— WHAT IS BEING ASKED —
Render the material again word for word, skipping the pictures in it.

— DATA SECTION —
+++++
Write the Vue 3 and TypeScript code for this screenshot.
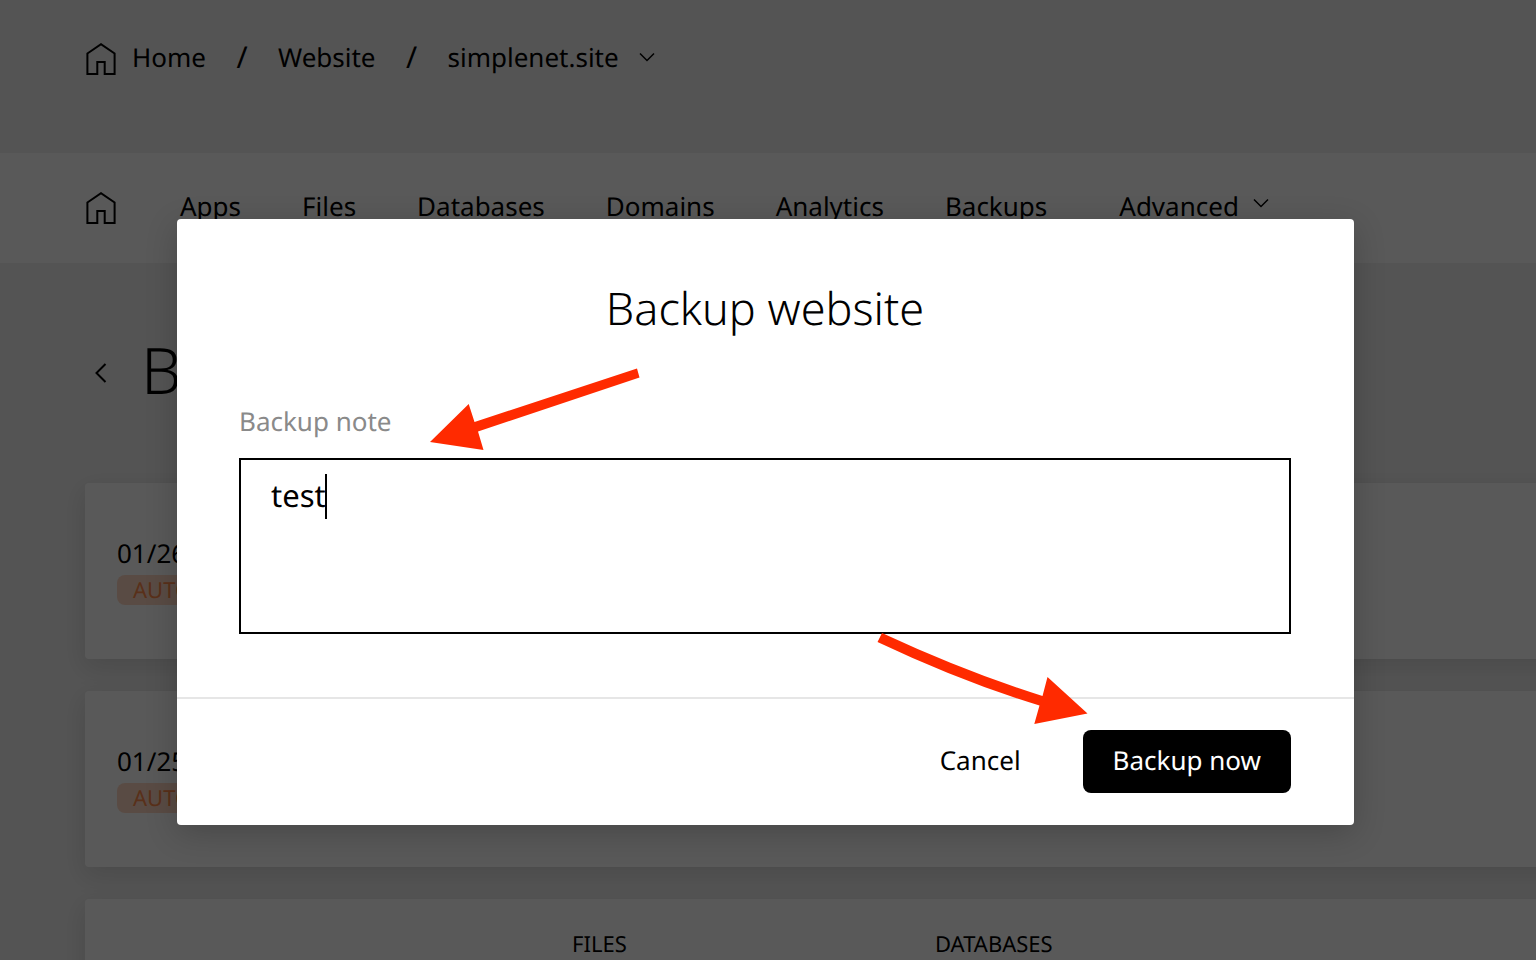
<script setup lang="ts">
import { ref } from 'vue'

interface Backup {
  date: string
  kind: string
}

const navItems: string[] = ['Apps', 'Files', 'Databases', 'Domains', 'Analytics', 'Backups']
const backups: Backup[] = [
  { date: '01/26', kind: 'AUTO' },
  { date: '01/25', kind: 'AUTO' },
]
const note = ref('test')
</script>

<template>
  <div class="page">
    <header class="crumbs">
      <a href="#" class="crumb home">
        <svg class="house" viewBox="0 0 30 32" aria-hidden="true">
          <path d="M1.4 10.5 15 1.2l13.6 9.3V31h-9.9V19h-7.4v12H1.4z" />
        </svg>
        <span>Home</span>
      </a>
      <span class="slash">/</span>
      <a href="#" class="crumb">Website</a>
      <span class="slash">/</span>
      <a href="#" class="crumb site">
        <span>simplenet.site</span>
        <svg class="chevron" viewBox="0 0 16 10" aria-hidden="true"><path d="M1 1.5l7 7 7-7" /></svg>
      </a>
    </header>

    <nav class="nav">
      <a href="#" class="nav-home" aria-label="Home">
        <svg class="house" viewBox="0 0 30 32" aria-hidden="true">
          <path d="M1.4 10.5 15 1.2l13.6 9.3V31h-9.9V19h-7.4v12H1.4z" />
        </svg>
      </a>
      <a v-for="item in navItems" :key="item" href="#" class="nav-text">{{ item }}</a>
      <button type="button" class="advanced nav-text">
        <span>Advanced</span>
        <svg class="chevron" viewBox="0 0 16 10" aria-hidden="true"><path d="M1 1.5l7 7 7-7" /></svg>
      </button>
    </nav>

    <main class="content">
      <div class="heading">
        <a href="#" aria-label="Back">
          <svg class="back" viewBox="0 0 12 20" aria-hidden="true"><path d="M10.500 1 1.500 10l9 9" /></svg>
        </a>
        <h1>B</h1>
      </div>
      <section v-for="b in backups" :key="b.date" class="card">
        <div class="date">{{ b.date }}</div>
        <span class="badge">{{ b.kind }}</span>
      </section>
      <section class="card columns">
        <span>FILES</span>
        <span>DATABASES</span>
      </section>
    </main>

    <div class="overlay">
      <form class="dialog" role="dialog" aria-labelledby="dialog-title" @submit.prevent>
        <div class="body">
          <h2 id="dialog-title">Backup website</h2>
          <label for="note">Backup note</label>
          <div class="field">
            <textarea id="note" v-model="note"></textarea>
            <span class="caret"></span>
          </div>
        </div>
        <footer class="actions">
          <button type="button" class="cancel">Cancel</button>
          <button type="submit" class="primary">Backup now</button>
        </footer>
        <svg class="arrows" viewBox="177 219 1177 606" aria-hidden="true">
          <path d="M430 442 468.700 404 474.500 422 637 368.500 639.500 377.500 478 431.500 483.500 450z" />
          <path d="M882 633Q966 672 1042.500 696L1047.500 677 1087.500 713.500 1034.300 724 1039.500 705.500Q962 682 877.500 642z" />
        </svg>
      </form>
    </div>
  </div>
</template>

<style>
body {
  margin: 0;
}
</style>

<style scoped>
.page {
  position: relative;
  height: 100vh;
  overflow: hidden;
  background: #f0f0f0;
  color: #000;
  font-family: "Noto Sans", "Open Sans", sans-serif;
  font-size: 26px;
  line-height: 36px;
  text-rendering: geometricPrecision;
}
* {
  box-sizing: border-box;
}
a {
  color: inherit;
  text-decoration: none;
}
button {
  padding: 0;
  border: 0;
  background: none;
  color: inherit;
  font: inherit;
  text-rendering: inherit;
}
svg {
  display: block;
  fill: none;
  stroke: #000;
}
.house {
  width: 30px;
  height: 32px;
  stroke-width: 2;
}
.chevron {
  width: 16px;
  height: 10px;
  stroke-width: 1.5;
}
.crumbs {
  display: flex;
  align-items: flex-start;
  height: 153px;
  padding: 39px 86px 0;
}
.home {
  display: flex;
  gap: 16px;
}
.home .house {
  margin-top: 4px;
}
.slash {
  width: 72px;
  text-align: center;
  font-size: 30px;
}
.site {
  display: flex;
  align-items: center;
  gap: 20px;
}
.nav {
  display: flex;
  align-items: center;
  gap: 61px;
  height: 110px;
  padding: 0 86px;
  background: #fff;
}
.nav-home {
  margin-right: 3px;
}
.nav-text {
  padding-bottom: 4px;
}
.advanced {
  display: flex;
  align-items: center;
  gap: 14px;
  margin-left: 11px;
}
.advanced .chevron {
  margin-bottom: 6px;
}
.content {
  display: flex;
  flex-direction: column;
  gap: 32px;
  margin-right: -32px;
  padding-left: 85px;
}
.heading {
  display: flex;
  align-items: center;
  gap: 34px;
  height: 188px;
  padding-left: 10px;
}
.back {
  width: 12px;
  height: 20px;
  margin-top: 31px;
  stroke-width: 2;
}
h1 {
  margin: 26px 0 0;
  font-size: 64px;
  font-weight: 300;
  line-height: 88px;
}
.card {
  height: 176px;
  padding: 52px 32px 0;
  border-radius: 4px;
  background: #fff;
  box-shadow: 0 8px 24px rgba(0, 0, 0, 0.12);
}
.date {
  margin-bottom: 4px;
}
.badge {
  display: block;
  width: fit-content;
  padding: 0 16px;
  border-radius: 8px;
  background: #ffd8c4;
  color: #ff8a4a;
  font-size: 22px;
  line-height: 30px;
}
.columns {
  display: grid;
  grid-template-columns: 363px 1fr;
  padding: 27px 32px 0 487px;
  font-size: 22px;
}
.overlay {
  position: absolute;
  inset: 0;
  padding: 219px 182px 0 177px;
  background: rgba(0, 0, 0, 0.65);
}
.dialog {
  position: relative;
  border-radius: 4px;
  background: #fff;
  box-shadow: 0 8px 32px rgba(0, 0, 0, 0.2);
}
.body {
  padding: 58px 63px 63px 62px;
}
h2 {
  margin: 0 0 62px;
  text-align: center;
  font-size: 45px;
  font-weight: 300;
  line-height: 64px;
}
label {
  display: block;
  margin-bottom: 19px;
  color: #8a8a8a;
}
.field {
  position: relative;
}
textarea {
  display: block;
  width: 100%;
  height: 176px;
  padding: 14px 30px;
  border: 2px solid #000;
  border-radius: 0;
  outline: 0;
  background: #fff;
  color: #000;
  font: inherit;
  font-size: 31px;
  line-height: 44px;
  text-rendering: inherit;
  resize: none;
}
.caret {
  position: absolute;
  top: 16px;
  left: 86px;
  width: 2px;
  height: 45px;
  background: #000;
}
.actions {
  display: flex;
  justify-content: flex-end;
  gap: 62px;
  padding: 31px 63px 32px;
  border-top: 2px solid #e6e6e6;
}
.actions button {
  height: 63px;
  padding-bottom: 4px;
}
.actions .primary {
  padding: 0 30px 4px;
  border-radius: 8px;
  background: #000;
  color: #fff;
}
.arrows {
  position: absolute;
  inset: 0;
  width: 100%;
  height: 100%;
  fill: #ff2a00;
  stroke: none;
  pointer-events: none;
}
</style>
+++++
— RESULT —
Write the Vue 3 and TypeScript code for this screenshot.
<script setup lang="ts">
import { ref } from 'vue'

interface Backup {
  date: string
  kind: string
}

const navItems: string[] = ['Apps', 'Files', 'Databases', 'Domains', 'Analytics', 'Backups']
const backups: Backup[] = [
  { date: '01/26', kind: 'AUTO' },
  { date: '01/25', kind: 'AUTO' },
]
const note = ref('test')
</script>

<template>
  <div class="page">
    <header class="crumbs">
      <a href="#" class="crumb home">
        <svg class="house" viewBox="0 0 30 32" aria-hidden="true">
          <path d="M1.4 10.5 15 1.2l13.6 9.3V31h-9.9V19h-7.4v12H1.4z" />
        </svg>
        <span>Home</span>
      </a>
      <span class="slash">/</span>
      <a href="#" class="crumb">Website</a>
      <span class="slash">/</span>
      <a href="#" class="crumb site">
        <span>simplenet.site</span>
        <svg class="chevron" viewBox="0 0 16 10" aria-hidden="true"><path d="M1 1.5l7 7 7-7" /></svg>
      </a>
    </header>

    <nav class="nav">
      <a href="#" class="nav-home" aria-label="Home">
        <svg class="house" viewBox="0 0 30 32" aria-hidden="true">
          <path d="M1.4 10.5 15 1.2l13.6 9.3V31h-9.9V19h-7.4v12H1.4z" />
        </svg>
      </a>
      <a v-for="item in navItems" :key="item" href="#" class="nav-text">{{ item }}</a>
      <button type="button" class="advanced nav-text">
        <span>Advanced</span>
        <svg class="chevron" viewBox="0 0 16 10" aria-hidden="true"><path d="M1 1.5l7 7 7-7" /></svg>
      </button>
    </nav>

    <main class="content">
      <div class="heading">
        <a href="#" aria-label="Back">
          <svg class="back" viewBox="0 0 12 20" aria-hidden="true"><path d="M10.500 1 1.500 10l9 9" /></svg>
        </a>
        <h1>B</h1>
      </div>
      <section v-for="b in backups" :key="b.date" class="card">
        <div class="date">{{ b.date }}</div>
        <span class="badge">{{ b.kind }}</span>
      </section>
      <section class="card columns">
        <span>FILES</span>
        <span>DATABASES</span>
      </section>
    </main>

    <div class="overlay">
      <form class="dialog" role="dialog" aria-labelledby="dialog-title" @submit.prevent>
        <div class="body">
          <h2 id="dialog-title">Backup website</h2>
          <label for="note">Backup note</label>
          <div class="field">
            <textarea id="note" v-model="note"></textarea>
            <span class="caret"></span>
          </div>
        </div>
        <footer class="actions">
          <button type="button" class="cancel">Cancel</button>
          <button type="submit" class="primary">Backup now</button>
        </footer>
        <svg class="arrows" viewBox="177 219 1177 606" aria-hidden="true">
          <path d="M430 442 468.700 404 474.500 422 637 368.500 639.500 377.500 478 431.500 483.500 450z" />
          <path d="M882 633Q966 672 1042.500 696L1047.500 677 1087.500 713.500 1034.300 724 1039.500 705.500Q962 682 877.500 642z" />
        </svg>
      </form>
    </div>
  </div>
</template>

<style>
body {
  margin: 0;
}
</style>

<style scoped>
.page {
  position: relative;
  height: 100vh;
  overflow: hidden;
  background: #f0f0f0;
  color: #000;
  font-family: "Noto Sans", "Open Sans", sans-serif;
  font-size: 26px;
  line-height: 36px;
  text-rendering: geometricPrecision;
}
* {
  box-sizing: border-box;
}
a {
  color: inherit;
  text-decoration: none;
}
button {
  padding: 0;
  border: 0;
  background: none;
  color: inherit;
  font: inherit;
  text-rendering: inherit;
}
svg {
  display: block;
  fill: none;
  stroke: #000;
}
.house {
  width: 30px;
  height: 32px;
  stroke-width: 2;
}
.chevron {
  width: 16px;
  height: 10px;
  stroke-width: 1.5;
}
.crumbs {
  display: flex;
  align-items: flex-start;
  height: 153px;
  padding: 39px 86px 0;
}
.home {
  display: flex;
  gap: 16px;
}
.home .house {
  margin-top: 4px;
}
.slash {
  width: 72px;
  text-align: center;
  font-size: 30px;
}
.site {
  display: flex;
  align-items: center;
  gap: 20px;
}
.nav {
  display: flex;
  align-items: center;
  gap: 61px;
  height: 110px;
  padding: 0 86px;
  background: #fff;
}
.nav-home {
  margin-right: 3px;
}
.nav-text {
  padding-bottom: 4px;
}
.advanced {
  display: flex;
  align-items: center;
  gap: 14px;
  margin-left: 11px;
}
.advanced .chevron {
  margin-bottom: 6px;
}
.content {
  display: flex;
  flex-direction: column;
  gap: 32px;
  margin-right: -32px;
  padding-left: 85px;
}
.heading {
  display: flex;
  align-items: center;
  gap: 34px;
  height: 188px;
  padding-left: 10px;
}
.back {
  width: 12px;
  height: 20px;
  margin-top: 31px;
  stroke-width: 2;
}
h1 {
  margin: 26px 0 0;
  font-size: 64px;
  font-weight: 300;
  line-height: 88px;
}
.card {
  height: 176px;
  padding: 52px 32px 0;
  border-radius: 4px;
  background: #fff;
  box-shadow: 0 8px 24px rgba(0, 0, 0, 0.12);
}
.date {
  margin-bottom: 4px;
}
.badge {
  display: block;
  width: fit-content;
  padding: 0 16px;
  border-radius: 8px;
  background: #ffd8c4;
  color: #ff8a4a;
  font-size: 22px;
  line-height: 30px;
}
.columns {
  display: grid;
  grid-template-columns: 363px 1fr;
  padding: 27px 32px 0 487px;
  font-size: 22px;
}
.overlay {
  position: absolute;
  inset: 0;
  padding: 219px 182px 0 177px;
  background: rgba(0, 0, 0, 0.65);
}
.dialog {
  position: relative;
  border-radius: 4px;
  background: #fff;
  box-shadow: 0 8px 32px rgba(0, 0, 0, 0.2);
}
.body {
  padding: 58px 63px 63px 62px;
}
h2 {
  margin: 0 0 62px;
  text-align: center;
  font-size: 45px;
  font-weight: 300;
  line-height: 64px;
}
label {
  display: block;
  margin-bottom: 19px;
  color: #8a8a8a;
}
.field {
  position: relative;
}
textarea {
  display: block;
  width: 100%;
  height: 176px;
  padding: 14px 30px;
  border: 2px solid #000;
  border-radius: 0;
  outline: 0;
  background: #fff;
  color: #000;
  font: inherit;
  font-size: 31px;
  line-height: 44px;
  text-rendering: inherit;
  resize: none;
}
.caret {
  position: absolute;
  top: 16px;
  left: 86px;
  width: 2px;
  height: 45px;
  background: #000;
}
.actions {
  display: flex;
  justify-content: flex-end;
  gap: 62px;
  padding: 31px 63px 32px;
  border-top: 2px solid #e6e6e6;
}
.actions button {
  height: 63px;
  padding-bottom: 4px;
}
.actions .primary {
  padding: 0 30px 4px;
  border-radius: 8px;
  background: #000;
  color: #fff;
}
.arrows {
  position: absolute;
  inset: 0;
  width: 100%;
  height: 100%;
  fill: #ff2a00;
  stroke: none;
  pointer-events: none;
}
</style>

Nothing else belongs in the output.